One of the weirder realizations of the last few years has been acknowledging that there are relatively few downsides to just going through the world as if other people think I'm hot. It's a constant work in progress for someone who has disliked how she looks for approximately always.
This story about a dead cat made me cry.
Did you watch Russian Doll? Go watch Russian Doll, especially if you like The Good Place but think it's facile. Then read this story.
Apparently you move elephant seals by waving tarps at them and apparently they took over a beach during the government shutdown. I'm dying.
So publishing is apparently worse about reference checks than tech. Good to know.
I loved loved loved this konmarie tool for Twitter.
s.e. smith is one of the xoJane personal essay writers who didn't bail out of the media landscape, and I liked this essay on skin hunger a lot, as someone who lives alone.
This guy fucked up a script and liked a bunch of tweets and the essay about the experience made me laugh very, very hard.
Would you like to read a story about Terry Pratchett and AI and cry really really hard? Because then YOU SHOULD READ THIS.
Shit to eat
If you are in a place to do so, buy a rotisserie chicken.
If you're not, take three frozen boneless chicken thighs out of your freezer and stick them in the fridge to do their thing for 24 hours. Nervously sanitize everything, because that's what a legacy of adolescent vegetarianism gets you.
Preheat the oven to 400 degrees.
Put a cast iron skillet on medium high.
Rub the thighs with vegetable oil and salt and pepper or whatever seasoning mix you want to use. Pop them skin-side down for two minutes, and then adjust them so their own fat gets back under there and leave them for another three minutes. Flip and go for six minutes.
Chop up two onions, put the chicken somewhere safe, and then cook the onions for four or five minutes in the chicken fat and some additional oil if needed. Put on some music. Your house will smell great.
While they're cooking, chop up some other vegetables and toss in some garlic. I used three carrots, a parsnip, and some frozen hashbrowns. Do you. Season them with whatever you want. I sprinkled a Penzey's spice mix in there.

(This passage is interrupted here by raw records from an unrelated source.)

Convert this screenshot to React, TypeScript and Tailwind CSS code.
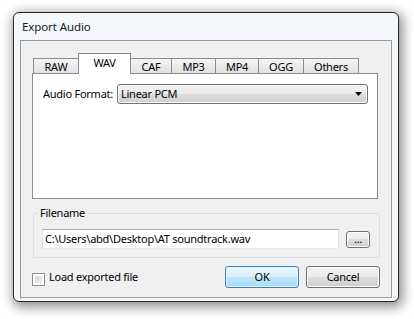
import React from "react";

const btnGray =
  "bg-[linear-gradient(#f2f2f2_0%,#ebebeb_50%,#dddddd_50%,#cfcfcf_100%)] border border-[#707070] rounded-[3px] shadow-[inset_0_0_0_1px_#fcfcfc]";

function Tab({ label, w, selected, first }: { label: string; w: number; selected?: boolean; first?: boolean }) {
  const base = "flex items-center justify-center border border-b-0 border-[#898c95] leading-none whitespace-nowrap";
  return (
    <div
      className={
        base +
        (first ? "" : " -ml-[1px]") +
        (selected
          ? " h-[21px] -mb-[1px] relative z-10 bg-white pb-[3px]"
          : " h-[15px] bg-[linear-gradient(#f3f3f3,#e2e2e2)]")
      }
      style={{ width: w }}
    >
      {label}
    </div>
  );
}

export default function App() {
  return (
    <div className="w-[414px] h-[319px] bg-white pt-[12px] pl-[13px] font-['Noto_Sans',sans-serif] text-[11px] tracking-[-0.25px] text-black overflow-hidden">
      <div className="w-[386px] h-[290px] rounded-[6px] border border-[#262626] bg-[#f4f7fb] shadow-[inset_0_0_0_1px_rgba(255,255,255,0.9),2px_3px_12px_2px_rgba(0,0,0,0.45)] flex flex-col px-[6px] pb-[3px]">
        <div className="h-[27px] flex items-center pl-[2px] text-[11.5px] tracking-[-0.1px] text-[#1a1a1a]">Export Audio</div>
        <div className="h-[258px] border border-[#9a9a9a] bg-[#f0f0f0] px-[11px] pt-[12px] flex flex-col">
          {/* Tabs */}
          <div className="flex items-end h-[20px] pl-[1px]">
            <Tab label="RAW" w={46} first />
            <Tab label="WAV" w={53} selected />
            <Tab label="CAF" w={42} />
            <Tab label="MP3" w={45} />
            <Tab label="MP4" w={44} />
            <Tab label="OGG" w={46} />
            <Tab label="Others" w={56} />
          </div>
          <div className="w-[346px] h-[126px] border border-[#898c95] bg-white pt-[10px] pl-[10px] flex items-start">
            <div className="w-[74px] h-[20px] flex items-center whitespace-nowrap">Audio Format:</div>
            <div className={"w-[251px] h-[20px] flex items-center justify-between pl-[3px] pr-[5px] " + btnGray}>
              <span>Linear PCM</span>
              <svg width="7" height="4" viewBox="0 0 7 4">
                <path d="M0 0H7L3.5 4Z" fill="#000" />
              </svg>
            </div>
          </div>
          {/* Filename group */}
          <fieldset className="mt-[6px] ml-[1px] w-[347px] border border-[#d5dfe5] rounded-[3px] p-0 m-0">
            <legend className="ml-[4px] px-[2px] leading-[16px]">Filename</legend>
            <div className="flex items-center px-[8px] pt-[8px] pb-[8px]">
              <div className="w-[297px] h-[20px] border border-[#abadb3] border-x-[#dbdfe6] border-b-[#e3e9ef] bg-white flex items-center pl-[2px] whitespace-nowrap overflow-hidden">
                C:\Users\abd\Desktop\AT soundtrack.wav
              </div>
              <div className={"ml-[7px] w-[24px] h-[17px] flex items-end justify-center text-[11px] leading-none pb-[3px] " + btnGray}>
                ...
              </div>
            </div>
          </fieldset>
          {/* Bottom row */}
          <div className="mt-[8px] flex items-start justify-between h-[22px]">
            <div className="flex items-start">
              <div className="mt-[7px] w-[13px] h-[13px] border border-[#8e8f8f] bg-white p-[2px]">
                <div className="w-full h-full bg-[linear-gradient(135deg,#cbcfd5,#f6f6f6)] border border-[#e0e0e0]" />
              </div>
              <div className="ml-[4px] pt-[3px] leading-[16px] whitespace-nowrap">Load exported file</div>
            </div>
            <div className="flex gap-[7px]">
              <div className="w-[74px] h-[22px] flex items-center justify-center rounded-[3px] border border-[#3c7fb1] bg-[linear-gradient(#eaf6fd_0%,#d9f0fc_50%,#bee6fd_50%,#a7d9f5_100%)] shadow-[inset_0_0_0_1px_#e3f4fc]">
                OK
              </div>
              <div className={"w-[74px] h-[22px] flex items-center justify-center " + btnGray}>Cancel</div>
            </div>
          </div>
        </div>
      </div>
    </div>
  );
}
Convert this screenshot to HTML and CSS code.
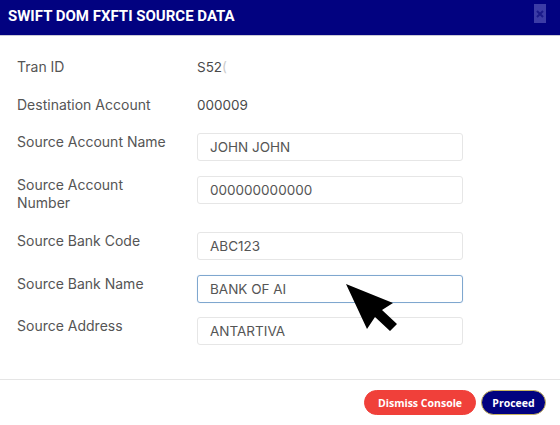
FILE: index.html
```html
<!DOCTYPE html>
<html>
<head>
<meta charset="utf-8">
<link rel="stylesheet" href="styles.css">
</head>
<body>
<div class="modal">
  <div class="modal-header">
    <h1 class="modal-title">SWIFT DOM FXFTI SOURCE DATA</h1>
    <button class="close-btn" aria-label="Close">
      <svg width="8" height="8" viewBox="0 0 8 8"><path d="M1 1L7 7M7 1L1 7" stroke="#1a1a8a" stroke-width="2"/></svg>
    </button>
  </div>
  <div class="modal-body">
    <div class="row text-row">
      <div class="label">Tran ID</div>
      <div class="value">S52<span class="faded">(</span></div>
    </div>
    <div class="row text-row last-text">
      <div class="label">Destination Account</div>
      <div class="value">000009</div>
    </div>
    <div class="row first-input">
      <div class="label">Source Account Name</div>
      <div class="input">JOHN JOHN</div>
    </div>
    <div class="row">
      <div class="label two">Source Account<br>Number</div>
      <div class="input">000000000000</div>
    </div>
    <div class="row wide-gap">
      <div class="label">Source Bank Code</div>
      <div class="input">ABC123</div>
    </div>
    <div class="row">
      <div class="label">Source Bank Name</div>
      <div class="input focused">BANK OF AI</div>
    </div>
    <div class="row">
      <div class="label">Source Address</div>
      <div class="input">ANTARTIVA</div>
    </div>
  </div>
  <div class="modal-footer">
    <button class="btn btn-dismiss">Dismiss Console</button>
    <button class="btn btn-proceed">Proceed</button>
  </div>
  <svg class="cursor" width="56" height="52" viewBox="0 0 56 52">
    <polygon points="0,0 47,19 36,26 51,40 44,47 29,33 21,45" fill="#000"/>
  </svg>
</div>
</body>
</html>
```
FILE: styles.css
```css
* { box-sizing: border-box; }
html, body { margin: 0; padding: 0; background: #fff; }
body { width: 560px; height: 425px; overflow: hidden; font-family: Inter, "Noto Sans", sans-serif; }
.modal { position: relative; width: 560px; height: 425px; display: flex; flex-direction: column; }
.modal-header {
  height: 36px; background: #020280; border-bottom: 1px solid #c9c9d6;
  display: flex; align-items: center; justify-content: space-between;
  padding: 0 14px 0 8px;
}
.modal-title {
  margin: 0; color: #fff; font-family: Roboto, "Liberation Sans", sans-serif;
  font-weight: 700; font-size: 15px; letter-spacing: 0; position: relative; top: -2px;
}
.close-btn {
  width: 12px; height: 19px; background: #3c3ca6; border: none; padding: 0;
  display: flex; align-items: center; justify-content: center; position: relative; top: -4px;
}
.modal-body { flex: 1; padding: 22px 0 0 17px; }
.row { display: flex; align-items: flex-start; margin-bottom: 14px; }
.text-row { margin-bottom: 20px; }
.text-row.last-text { margin-bottom: 19px; }
.row.first-input { margin-bottom: 15px; }
.row.wide-gap { margin-bottom: 15px; }
.label { width: 180px; color: #555; font-size: 14px; line-height: 18px; }
.label.two { margin-bottom: 6px; }
.value { color: #4a4a4a; font-size: 13.5px; line-height: 18px; }
.faded { color: #ccc; }
.input {
  width: 266px; height: 28px; border: 1px solid #e6e6e6; border-radius: 3px;
  padding: 0 12px; display: flex; align-items: center; color: #555; font-size: 13.5px;
}
.input.focused { border-color: #7fa7cf; box-shadow: 0 0 1px rgba(100,150,200,0.4); }
.modal-footer {
  height: 46px; border-top: 1px solid #e5e5e5;
  display: flex; justify-content: flex-end; align-items: center; gap: 5px;
  padding: 0 14px 0 0;
}
.btn {
  height: 25px; border-radius: 13px; font-family: "Open Sans", sans-serif;
  font-weight: 700; font-size: 10.5px; padding: 0 12px; color: #fff; cursor: pointer;
}
.btn-dismiss { background: #f0403a; border: 1px solid #f0403a; width: 112px; padding: 0; }
.btn-proceed { background: #020280; border: 1.5px solid #c8b560; width: 65px; padding: 0; }
.cursor { position: absolute; left: 346px; top: 284px; }
```
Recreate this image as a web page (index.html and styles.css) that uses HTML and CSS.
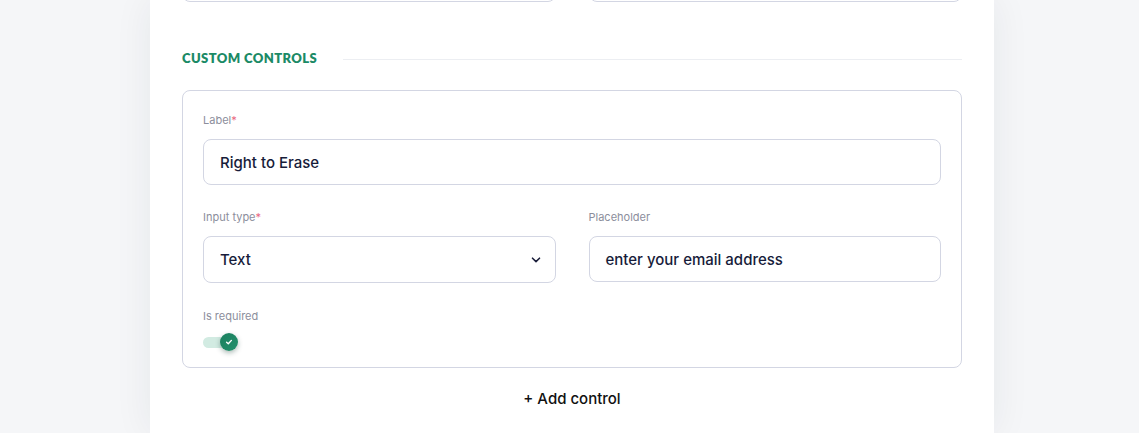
FILE: index.html
```html
<!DOCTYPE html>
<html lang="en">
<head>
<meta charset="utf-8">
<title>Custom controls</title>
<link rel="stylesheet" href="styles.css">
</head>
<body>
<div class="page">
  <div class="card">
    <div class="row top-row">
      <div class="input"></div>
      <div class="input"></div>
    </div>

    <div class="section-head">
      <h3 class="section-title">CUSTOM CONTROLS</h3>
      <div class="section-rule"></div>
    </div>

    <div class="control-box">
      <div class="field">
        <label class="field-label">Label<span class="req">*</span></label>
        <div class="input">Right to Erase</div>
      </div>

      <div class="row">
        <div class="field">
          <label class="field-label">Input type<span class="req">*</span></label>
          <div class="input select">
            <span>Text</span>
            <svg class="chev" width="10" height="6" viewBox="0 0 10 6"><path d="M1.5 1.2 L5 4.6 L8.5 1.2" fill="none" stroke="#1b1f3b" stroke-width="1.6" stroke-linecap="round" stroke-linejoin="round"/></svg>
          </div>
        </div>
        <div class="field">
          <label class="field-label">Placeholder</label>
          <div class="input">enter your email address</div>
        </div>
      </div>

      <div class="field last">
        <label class="field-label">Is required</label>
        <div class="toggle">
          <div class="track"></div>
          <div class="knob">
            <svg width="10" height="10" viewBox="0 0 10 10"><path d="M2.6 5.2 L4.3 6.8 L7.4 3.4" fill="none" stroke="#fff" stroke-width="1.4" stroke-linecap="round" stroke-linejoin="round"/></svg>
          </div>
        </div>
      </div>
    </div>

    <div class="add-control">+ Add control</div>
  </div>
</div>
</body>
</html>
```

FILE: styles.css
```css
* { box-sizing: border-box; }
html, body { margin: 0; padding: 0; }
body {
  background: #f5f6f8;
  font-family: "Inter", "Lato", sans-serif;
  height: 433px;
  overflow: hidden;
}
.page {
  display: flex;
  justify-content: flex-start;
  padding-left: 150px;
}
.card {
  width: 844px;
  background: #ffffff;
  padding: 0 32px 24px;
  box-shadow: 0 0 36px rgba(30, 40, 60, 0.07);
}
.row {
  display: grid;
  grid-template-columns: 1fr 1fr;
  column-gap: 33px;
}
.top-row {
  margin-top: -44px;
}
.input {
  height: 46px;
  border: 1px solid #d3d6e3;
  border-radius: 8px;
  padding: 0 16px;
  display: flex;
  align-items: center;
  font-size: 15px;
  font-weight: 500;
  color: #171c3a;
  background: #fff;
}
.select {
  height: 47px;
  justify-content: space-between;
}
.chev { margin-right: -2px; }
.section-head {
  display: flex;
  align-items: center;
  margin-top: 48px;
  gap: 26px;
}
.section-title {
  margin: 0;
  font-family: "Lato", sans-serif;
  font-size: 13px;
  line-height: 16px;
  font-weight: 800;
  letter-spacing: 0.4px;
  color: #1b8a66;
  white-space: nowrap;
}
.section-rule {
  flex: 1;
  height: 1px;
  background: #eceef2;
  margin-top: 2px;
}
.control-box {
  margin-top: 24px;
  border: 1px solid #d3d6e3;
  border-radius: 8px;
  padding: 22px 20px 15px;
}
.field {
  display: flex;
  flex-direction: column;
}
.field + .row {
  margin-top: 25px;
}
.row + .field {
  margin-top: 26px;
}
.field-label {
  font-size: 11px;
  line-height: 14px;
  color: #8c8e9c;
  margin-bottom: 12px;
}
.req { color: #e9677f; }
.last .field-label { margin-bottom: 9px; }
.toggle {
  position: relative;
  width: 36px;
  height: 20px;
}
.track {
  position: absolute;
  left: 0;
  top: 5px;
  width: 30px;
  height: 11px;
  border-radius: 6px;
  background: #d2ebe2;
}
.knob {
  position: absolute;
  left: 17px;
  top: 1px;
  width: 18px;
  height: 18px;
  border-radius: 50%;
  background: linear-gradient(135deg, #1a7f5e, #23906c);
  box-shadow: 0 2px 5px rgba(20, 60, 50, 0.35);
  display: flex;
  align-items: center;
  justify-content: center;
}
.add-control {
  margin-top: 21px;
  text-align: center;
  font-size: 15px;
  line-height: 20px;
  font-weight: 500;
  color: #111;
}
```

Toss them in with the onions and a teaspoon of salt and a bunch of pepper and cook for three minutes or so.
Add 3 tablespoons of flour and stir for a half a minute.
Add a cup of white wine if you have it and a cup of water or stock if you don't, and stir everything up. At this point you'll have a sort of gravy situation and feel pleased.
Stir for a minute or two until everything seems mixed in.
Add a cup and a half of heavy cream, the torn up thighs (hell yeah put the skin in there), and half a bag of whatever frozen green thing is in your pantry (I used broccoli). Add another teaspoon and a half of salt.
Stir that in for a few minutes until everything is warm. Taste and add more salt or seasoning or whatever you want.
If you own a baking sheet large enough to put your skillet in, do that. If you don't, put two small baking sheets on the rack beneath the middle rack where this thing is getting cooked. Otherwise the gravy will bubble over and fill your whole house with smoke. ASK ME HOW I KNOW.
If you have a pie crust in your fridge (you do, right? all butter.), roll it out and put it on top of the skillet and do your best to sort of tamp it down while the crust butter is melting. (If you don't, you can use puff pastry. If you have neither put some biscuits in there. Just get a carb on it.)
Cut slits in the top of the pastry so steam can vent, and put cream on top. Ideally use a pastry brush, but I just sort of smooshed it around with my fingers and honestly it was fine.
Put it in the oven for 22 minutes or so. Keep an eye on it.
Very smugly enjoy your large and filling pot pie while watching TV.
(Loosely adapted from this Bon Appetit recipe. There are people in the comments who say the recipe needs more cream, and they are unhinged as far as I can tell.)
Shit to listen to
Look at this unsettling music video.
Shit to buy
Join me in purchasing moving supplies from the internet so you can pay some nice day laborer dudes to put all your belongings in a truck once again.
Get groceries. They're good for you.